Kant adds in his footnote to p119 that a perfectly regular subject has nothing characteristic about him/her and thus more closely expresses the ideal than a highly specific person.4

The aesthetic normal idea prepares the way for the aesthetic idea that comes up later in §49. For now we may turn to the idea of reason, and here we find the ideal, which ‘on the grounds already introduced can be expected only in the human figure’. Don’t forget, this ideal is not an actual thing: it is only exemplary and a mere idea to strive for. Nonetheless Kant gets high-flown:

In the latter the ideal consists in the expression of the moral, without which the figure would not please universally and moreover positively... The visible expression of moral ideas, which inwardly govern human beings, can of course be drawn only from experience; but as it were to make visible in bodily manifestation (as the effect of what is inward) their combination with everything that our understanding connects with the morally good in the idea of the highest purposiveness – goodness of soul, or purity, or strength, or repose, etc. – this requires pure ideas of reason and great forces of imagination united in anyone who would merely judge them, let alone anyone who would present them.

The ideal of beauty, then, combines the spatio-temporal form of the average human body with morality: the result is a kind of generic image of humankind. It could be taken as a given culture’s basic model, like Polykleitos’s sculpture Doryphoros or Spear-Bearer in ancient Greece, only in Kant’s hands it does not revolve around an ideal of physical perfection but around morality. No sensory charm may be mixed with this ideal, since sensory gratification is merely bodily and ‘barbaric’. But we may mix an interest with it, of course, since it involves the good. Kant is consistent and acknowledges:

[This] then proves that judging in accordance with such a standard can never be purely aesthetic, and judging in accordance with an ideal of beauty is no mere judgement of taste.
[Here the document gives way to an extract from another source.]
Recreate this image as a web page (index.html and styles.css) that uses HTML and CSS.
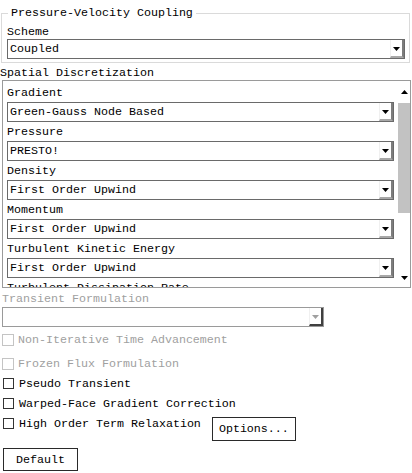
FILE: index.html
```html
<!DOCTYPE html>
<html>
<head>
<meta charset="utf-8">
<link rel="stylesheet" href="styles.css">
</head>
<body>
<div class="page">
  <fieldset class="group">
    <legend class="legend">Pressure-Velocity Coupling</legend>
    <div class="label group-label">Scheme</div>
    <div class="combo">
      <span class="combo-text">Coupled</span>
      <span class="combo-btn"><svg width="7" height="4" viewBox="0 0 7 4"><path d="M0 0h7L3.5 4z" fill="#000"/></svg></span>
    </div>
  </fieldset>

  <div class="section-title">Spatial Discretization</div>
  <div class="panel">
    <div class="panel-content">
      <div class="label">Gradient</div>
      <div class="combo">
        <span class="combo-text">Green-Gauss Node Based</span>
        <span class="combo-btn"><svg width="7" height="4" viewBox="0 0 7 4"><path d="M0 0h7L3.5 4z" fill="#000"/></svg></span>
      </div>
      <div class="label">Pressure</div>
      <div class="combo">
        <span class="combo-text">PRESTO!</span>
        <span class="combo-btn"><svg width="7" height="4" viewBox="0 0 7 4"><path d="M0 0h7L3.5 4z" fill="#000"/></svg></span>
      </div>
      <div class="label">Density</div>
      <div class="combo">
        <span class="combo-text">First Order Upwind</span>
        <span class="combo-btn"><svg width="7" height="4" viewBox="0 0 7 4"><path d="M0 0h7L3.5 4z" fill="#000"/></svg></span>
      </div>
      <div class="label">Momentum</div>
      <div class="combo">
        <span class="combo-text">First Order Upwind</span>
        <span class="combo-btn"><svg width="7" height="4" viewBox="0 0 7 4"><path d="M0 0h7L3.5 4z" fill="#000"/></svg></span>
      </div>
      <div class="label">Turbulent Kinetic Energy</div>
      <div class="combo">
        <span class="combo-text">First Order Upwind</span>
        <span class="combo-btn"><svg width="7" height="4" viewBox="0 0 7 4"><path d="M0 0h7L3.5 4z" fill="#000"/></svg></span>
      </div>
      <div class="label">Turbulent Dissipation Rate</div>
    </div>
    <div class="scrollbar">
      <div class="sb-arrow"><svg width="7" height="4" viewBox="0 0 7 4"><path d="M0 4h7L3.5 0z" fill="#000"/></svg></div>
      <div class="sb-track">
        <div class="sb-thumb"></div>
      </div>
      <div class="sb-arrow sb-down"><svg width="7" height="4" viewBox="0 0 7 4"><path d="M0 0h7L3.5 4z" fill="#000"/></svg></div>
    </div>
  </div>

  <div class="label disabled tf-label">Transient Formulation</div>
  <div class="combo combo-disabled">
    <span class="combo-text"></span>
    <span class="combo-btn"><svg width="7" height="4" viewBox="0 0 7 4"><path d="M0 0h7L3.5 4z" fill="#a0a0a0"/></svg></span>
  </div>

  <div class="checks">
    <div class="check disabled first"><span class="box"></span><span class="ctext">Non-Iterative Time Advancement</span></div>
    <div class="check disabled second"><span class="box"></span><span class="ctext">Frozen Flux Formulation</span></div>
    <div class="check"><span class="box"></span><span class="ctext">Pseudo Transient</span></div>
    <div class="check"><span class="box"></span><span class="ctext">Warped-Face Gradient Correction</span></div>
    <div class="check"><span class="box"></span><span class="ctext">High Order Term Relaxation</span><button class="btn btn-options">Options...</button></div>
  </div>
  <button class="btn btn-default">Default</button>
</div>
</body>
</html>
```
FILE: styles.css
```css
html, body {
  margin: 0;
  padding: 0;
  background: #ffffff;
}
body {
  font-family: "Liberation Mono", "DejaVu Sans Mono", monospace;
  font-size: 11.67px;
  color: #000000;
}
.page {
  width: 412px;
  height: 473px;
  overflow: hidden;
}
.group {
  margin: 6px 2px 0 1px;
  padding: 0 4px 3px 5px;
  border: 1px solid #dadada;
  min-width: 0;
}
.legend {
  margin-left: 1px;
  padding: 0 3px;
  line-height: 14px;
}
.label {
  height: 18px;
  padding-top: 1px;
  line-height: 19px;
  white-space: nowrap;
}
.group-label {
  height: 16px;
  padding-top: 3px;
}
.combo {
  display: flex;
  height: 20px;
  box-sizing: border-box;
  border: 1px solid #6a6a6a;
  background: #fff;
}
.combo-text {
  flex: 1;
  padding-left: 2px;
  line-height: 18px;
  white-space: nowrap;
  overflow: hidden;
}
.combo-btn {
  width: 14px;
  display: flex;
  align-items: center;
  justify-content: center;
  box-sizing: border-box;
  border-right: 2px solid #7d7d7d;
  border-bottom: 2px solid #a8a8a8;
  border-left: 1px solid #f0f0f0;
  padding-top: 1px;
}
.section-title {
  height: 15px;
  line-height: 17px;
  margin-top: 2px;
  white-space: nowrap;
}
.panel {
  display: flex;
  margin-left: 2px;
  margin-right: 1px;
  height: 208px;
  box-sizing: border-box;
  border: 1px solid #9a9a9a;
  overflow: hidden;
}
.panel-content {
  flex: 1;
  padding: 2px 4px 0 4px;
  overflow: hidden;
}
.scrollbar {
  width: 12px;
  display: flex;
  flex-direction: column;
}
.sb-arrow {
  height: 22px;
  display: flex;
  align-items: center;
  justify-content: center;
}
.sb-down {
  height: 14px;
  align-items: flex-start;
  padding-top: 3px;
  box-sizing: border-box;
}
.sb-track {
  flex: 1;
}
.sb-thumb {
  height: 110px;
  background: #c2c2c2;
}
.disabled {
  color: #a0a0a0;
}
.tf-label {
  margin-left: 2px;
  margin-top: 1px;
  height: 17px;
  padding-top: 1px;
  line-height: 19px;
}
.combo-disabled {
  width: 322px;
  margin-left: 2px;
  border-color: #9a9a9a;
}
.combo-disabled .combo-btn {
  border-right-color: #404040;
  border-bottom-color: #404040;
}
.checks {
  margin-top: 3px;
}
.check {
  display: flex;
  align-items: flex-start;
  padding-left: 3px;
  white-space: nowrap;
}
.check.second {
  margin-top: 4px;
}
.ctext {
  height: 20px;
  line-height: 20px;
}
.box {
  width: 11px;
  height: 11px;
  box-sizing: border-box;
  border: 1px solid #333333;
  margin: 4px 5px 0 0;
  background: #fff;
}
.check.disabled .box {
  width: 12px;
  height: 12px;
  margin: 4px 4px 0 -1px;
  border-color: #c4c4c4;
}
.btn {
  font-family: "Liberation Mono", "DejaVu Sans Mono", monospace;
  font-size: 11.67px;
  color: #000;
  background: #fff;
  border: 1px solid #2a2a2a;
  border-radius: 0;
  padding: 0;
  margin: 0;
  height: 24px;
  line-height: 22px;
}
.btn-options {
  width: 84px;
  margin: 3px 0 0 11px;
}
.btn-default {
  display: block;
  width: 75px;
  height: 23px;
  margin: 7px 0 0 3px;
}
```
Indeed not – but we are becoming aware that failing to achieve purity in the judgement of taste is less of a problem than it seemed in earlier sections. In locating beauty in purposiveness without purpose, Kant has allowed aesthetics its own unique kind of judgement, but it still does not operate in isolation from other aspects of our being.

Notes


1. The world of contemporary fine art tends to scorn or ignore beauty these days, but that accounts for only a tiny fraction of the art that is made.
2. Robert Wicks, Kant on Judgement (2007), p62.
3. The notion of the ‘fine arts’, as we conceive them today, only became established in the 18th century. But that’s another topic.
4. Comics fans may know Scott McCloud’s theory that the faces in comics become more universal the less detail they include; see Understanding Comics (1993), p31. In his footnote, Kant goes on to make the outrageous claim that people’s exterior reflects their interior, and that average-looking people are inwardly average too (and thus not geniuses).